**Challenge**
Go through the listing and pick out each line with the word "React" in it.

------ Provided material

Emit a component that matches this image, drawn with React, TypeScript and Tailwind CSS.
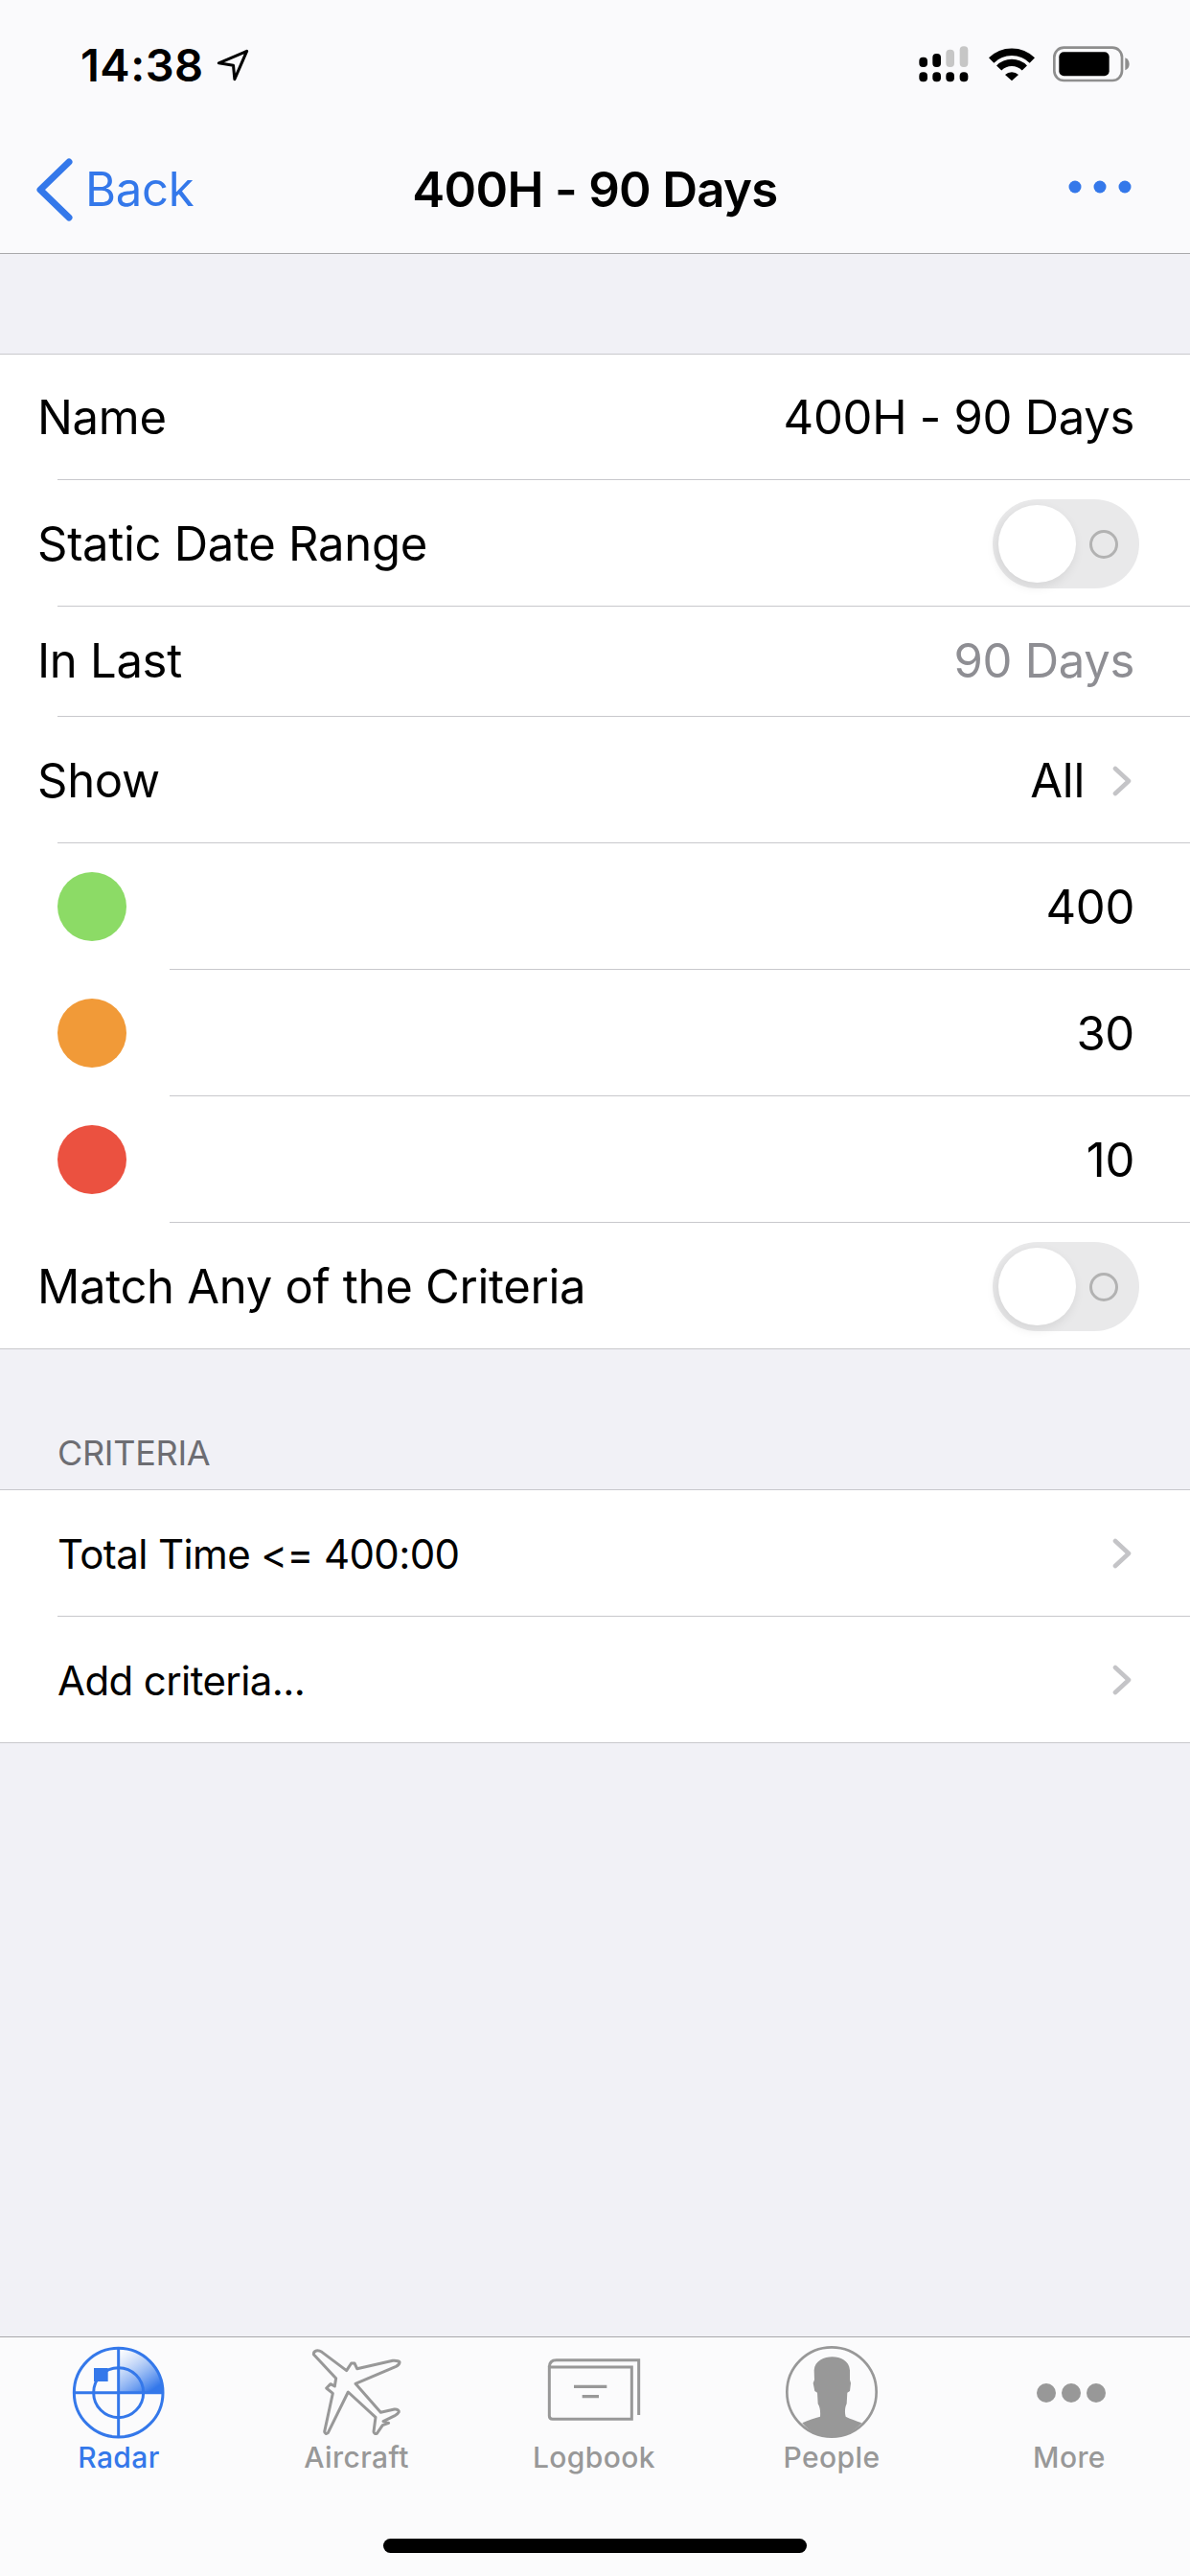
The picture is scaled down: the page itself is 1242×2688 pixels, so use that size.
const BLUE = "#3478ea";
const GREY = "#989898";

function Separator({ inset = 60 }: { inset?: 0 | 60 | 177 }) {
  const margin = inset === 177 ? "ml-[177px]" : inset === 60 ? "ml-[60px]" : "";
  return (
    <div className="bg-white">
      <div className={`h-px bg-[#c8c8cc] ${margin}`} />
    </div>
  );
}

function Chevron() {
  return (
    <svg width="20" height="32" viewBox="0 0 20 32" fill="none" className="shrink-0">
      <path d="M3 3l14 13L3 29" stroke="#c4c4c7" strokeWidth="4.6" strokeLinecap="round" strokeLinejoin="round" />
    </svg>
  );
}

function Toggle() {
  return (
    <div className="flex h-[93px] w-[153px] items-center rounded-full bg-[#e9e9ea] pl-[6px]">
      <div className="h-[81px] w-[81px] rounded-full bg-white shadow-[-2px_4px_12px_rgba(0,0,0,0.09)]" />
      <div className="ml-[14px] h-[30px] w-[30px] rounded-full border-[3px] border-[#b2b2b2]" />
    </div>
  );
}

function Row({ label, height, children }: { label?: string; height: string; children?: React.ReactNode }) {
  return (
    <div className={`flex items-center justify-between bg-white pl-[39px] pr-[58px] ${height}`}>
      <span className="text-black">{label}</span>
      {children}
    </div>
  );
}

function ColorRow({ color, value }: { color: string; value: string }) {
  return (
    <div className="flex h-[131px] items-center justify-between bg-white pl-[60px] pr-[58px]">
      <div className={`h-[72px] w-[72px] rounded-full ${color}`} />
      <span className="pt-[2px] text-black">{value}</span>
    </div>
  );
}

function LinkRow({ label }: { label: string }) {
  return (
    <div className="flex h-[131px] items-center justify-between bg-white pl-[60px] pr-[61px]">
      <span className="pt-[2px] text-[42px] tracking-[-0.6px] text-black">{label}</span>
      <Chevron />
    </div>
  );
}

function StatusIcons() {
  return (
    <div className="flex items-center">
      <svg width="52" height="38" viewBox="176 146 156 114" fill="#000">
        <rect x="177" y="181" width="26" height="31" rx="12" />
        <rect x="219" y="170" width="26" height="42" rx="12" />
        <rect x="261" y="157" width="26" height="55" rx="12" fill="#c6c6c6" />
        <rect x="304" y="147" width="26" height="65" rx="12" fill="#c6c6c6" />
        <rect x="177" y="228" width="26" height="30" rx="12" />
        <rect x="219" y="228" width="26" height="30" rx="12" />
        <rect x="261" y="228" width="26" height="30" rx="12" />
        <rect x="304" y="228" width="26" height="30" rx="12" />
      </svg>
      <svg width="48" height="38" viewBox="394 146 144 114" fill="none" className="ml-[21px]">
        <path d="M402 191A91 91 0 0 1 530 191" stroke="#000" strokeWidth="23" />
        <path d="M426 215A56 56 0 0 1 506 215" stroke="#000" strokeWidth="22" />
        <path d="M466 255L445 236A30 30 0 0 1 487 236Z" fill="#000" />
      </svg>
      <svg width="80" height="38" viewBox="596 146 240 114" fill="none" className="ml-[19px]">
        <rect x="600" y="151" width="212" height="103" rx="30" stroke="#8e8e8e" strokeWidth="8" />
        <rect x="615" y="165" width="157" height="75" rx="15" fill="#000" />
        <path d="M822 183C830 186 835 194 835 203C835 212 830 219 822 222Z" fill="#8e8e8e" />
      </svg>
    </div>
  );
}

function RadarIcon() {
  return (
    <svg width="130" height="100" viewBox="-4 15 390 300" fill="none">
      <defs>
        <linearGradient id="sweep" x1="0.1" y1="0" x2="0.75" y2="0.95">
          <stop offset="0" stopColor="#ffffff" stopOpacity="0.6" />
          <stop offset="1" stopColor={BLUE} />
        </linearGradient>
      </defs>
      <path d="M190 170V31A139 139 0 0 1 329 170Z" fill="url(#sweep)" />
      <g stroke={BLUE} strokeWidth="9">
        <circle cx="190" cy="170" r="139" />
        <circle cx="190" cy="170" r="78" />
        <path d="M190 30V310M50 170H330" />
      </g>
      <rect x="113" y="93" width="44" height="42" fill={BLUE} />
    </svg>
  );
}

function PlaneIcon() {
  return (
    <svg width="130" height="100" viewBox="-9 15 390 300" fill="none">
      <path
        d="M52 50C52 38 65 35 78 43L155 101L170 78L180 78L188 95L300 70C312 69 322 72 321 76C320 81 316 85 310 88L183 142L262 232L305 222C314 221 320 226 319 230C316 235 313 238 308 241L270 260L287 265L268 272L250 298C245 300 240 297 240 292L246 247L160 168L97 296C92 300 86 298 86 292L112 172L92 156L105 143L118 150L122 125Z"
        stroke={GREY}
        strokeWidth="9"
        strokeLinejoin="round"
      />
    </svg>
  );
}

function LogbookIcon() {
  return (
    <svg width="130" height="100" viewBox="-15 15 390 300" fill="none">
      <g stroke={GREY} strokeWidth="9">
        <path d="M40 90V243Q40 253 50 253H298V90Z" />
        <path d="M40 90Q40 68 62 68H320V240" />
      </g>
      <path d="M117 151H220M143 182H195" stroke={GREY} strokeWidth="10" />
    </svg>
  );
}

function PeopleIcon() {
  return (
    <svg width="130" height="100" viewBox="-7 15 390 300" fill="none">
      <circle cx="188" cy="168" r="140" stroke={GREY} strokeWidth="8" />
      <path
        d="M133 100C135 70 165 58 190 58C215 58 243 70 245 100L245 130L248 140L245 165L237 170L235 205C230 215 228 230 232 245C245 252 265 258 282 265C250 300 215 310 188 310C155 310 120 295 96 265C115 255 135 250 152 245C153 230 152 215 145 205L143 170L135 165L130 140L134 130Z"
        fill={GREY}
      />
    </svg>
  );
}

function MoreIcon() {
  return (
    <svg width="130" height="100" viewBox="-2 0 130 100" fill={GREY}>
      <circle cx="39" cy="52" r="10" />
      <circle cx="65" cy="52" r="10" />
      <circle cx="91" cy="52" r="10" />
    </svg>
  );
}

function Tab({ label, active, children }: { label: string; active?: boolean; children: React.ReactNode }) {
  return (
    <div className="flex flex-1 flex-col items-center">
      {children}
      <span className={`text-[30px] font-medium leading-[38px] tracking-[0.4px] ${active ? "text-[#3478ea]" : "text-[#989898]"}`}>{label}</span>
    </div>
  );
}

export default function App() {
  return (
    <div className="flex h-[2688px] w-[1242px] flex-col bg-[#f1f1f6] font-[Inter,sans-serif] text-[49px] tracking-[-0.3px]">
      {/* Status + nav */}
      <header className="border-b border-[#a9a9ab] bg-[#fafafc]">
        <div className="flex h-[118px] items-center justify-between pl-[84px] pr-[63px] pt-[16px]">
          <div className="flex items-center gap-[11px]">
            <span className="text-[47px] font-semibold leading-none tracking-[0.5px] text-black">14:38</span>
            <svg width="37" height="37" viewBox="490 55 110 110" fill="none">
              <path d="M590 68L503 105L548 112L552 155Z" stroke="#000" strokeWidth="9" strokeLinejoin="round" />
            </svg>
          </div>
          <StatusIcons />
        </div>
        <div className="grid h-[146px] grid-cols-[1fr_auto_1fr] items-center pl-[38px] pr-[38px] pt-[14px]">
          <div className="flex items-center gap-[13px] text-[#3478ea]">
            <svg width="38" height="66" viewBox="0 0 38 66" fill="none">
              <path d="M34 4L4 33L34 62" stroke="#3478ea" strokeWidth="7" strokeLinecap="round" strokeLinejoin="round" />
            </svg>
            <span>Back</span>
          </div>
          <span className="text-[51px] font-semibold tracking-[-0.7px] text-black">400H - 90 Days</span>
          <svg width="66" height="14" viewBox="0 0 66 14" fill="#3478ea" className="mb-[6px] mr-[23px] justify-self-end">
            <circle cx="7" cy="7" r="6.5" />
            <circle cx="33" cy="7" r="6.5" />
            <circle cx="59" cy="7" r="6.5" />
          </svg>
        </div>
      </header>

      <main className="flex-1">
        <div className="mt-[104px]">
          <Separator inset={0} />
          <Row label="Name" height="h-[130px] pt-[2px]">
            <span className="text-black">400H - 90 Days</span>
          </Row>
          <Separator />
          <div className="flex h-[131px] items-center justify-between bg-white pl-[39px] pr-[53px] pt-[2px]">
            <span className="text-black">Static Date Range</span>
            <Toggle />
          </div>
          <Separator />
          <Row label="In Last" height="h-[114px]">
            <span className="text-[#8e8e93]">90 Days</span>
          </Row>
          <Separator />
          <div className="flex h-[131px] items-center justify-between bg-white pl-[39px] pr-[61px] pt-[2px]">
            <span className="text-black">Show</span>
            <div className="flex items-center gap-[29px]">
              <span className="text-black">All</span>
              <Chevron />
            </div>
          </div>
          <Separator />
          <ColorRow color="bg-[#8cdb66]" value="400" />
          <Separator inset={177} />
          <ColorRow color="bg-[#f19a38]" value="30" />
          <Separator inset={177} />
          <ColorRow color="bg-[#eb5140]" value="10" />
          <Separator inset={177} />
          <div className="flex h-[131px] items-center justify-between bg-white pl-[39px] pr-[53px] pt-[2px]">
            <span className="text-black">Match Any of the Criteria</span>
            <Toggle />
          </div>
          <Separator inset={0} />
        </div>

        <div className="flex h-[146px] items-end pb-[16px] pl-[60px] text-[36px] leading-[44px] tracking-[-0.3px] text-[#6d6d72]">
          CRITERIA
        </div>
        <Separator inset={0} />
        <LinkRow label="Total Time <= 400:00" />
        <Separator />
        <LinkRow label="Add criteria..." />
        <Separator inset={0} />
      </main>

      {/* Tab bar */}
      <footer className="border-t border-[#a9a9ab] bg-[#fbfbfc] pt-[6px] tracking-normal">
        <div className="flex pr-[2px]">
          <Tab label="Radar" active>
            <RadarIcon />
          </Tab>
          <Tab label="Aircraft">
            <PlaneIcon />
          </Tab>
          <Tab label="Logbook">
            <LogbookIcon />
          </Tab>
          <Tab label="People">
            <PeopleIcon />
          </Tab>
          <Tab label="More">
            <MoreIcon />
          </Tab>
        </div>
        <div className="mx-auto mb-[24px] mt-[66px] h-[15px] w-[442px] rounded-full bg-black" />
      </footer>
    </div>
  );
}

------------

**Written solution**
Emit a component that matches this image, drawn with React, TypeScript and Tailwind CSS.
function Row({ label, height, children }: { label?: string; height: string; children?: React.ReactNode }) {
function Tab({ label, active, children }: { label: string; active?: boolean; children: React.ReactNode }) {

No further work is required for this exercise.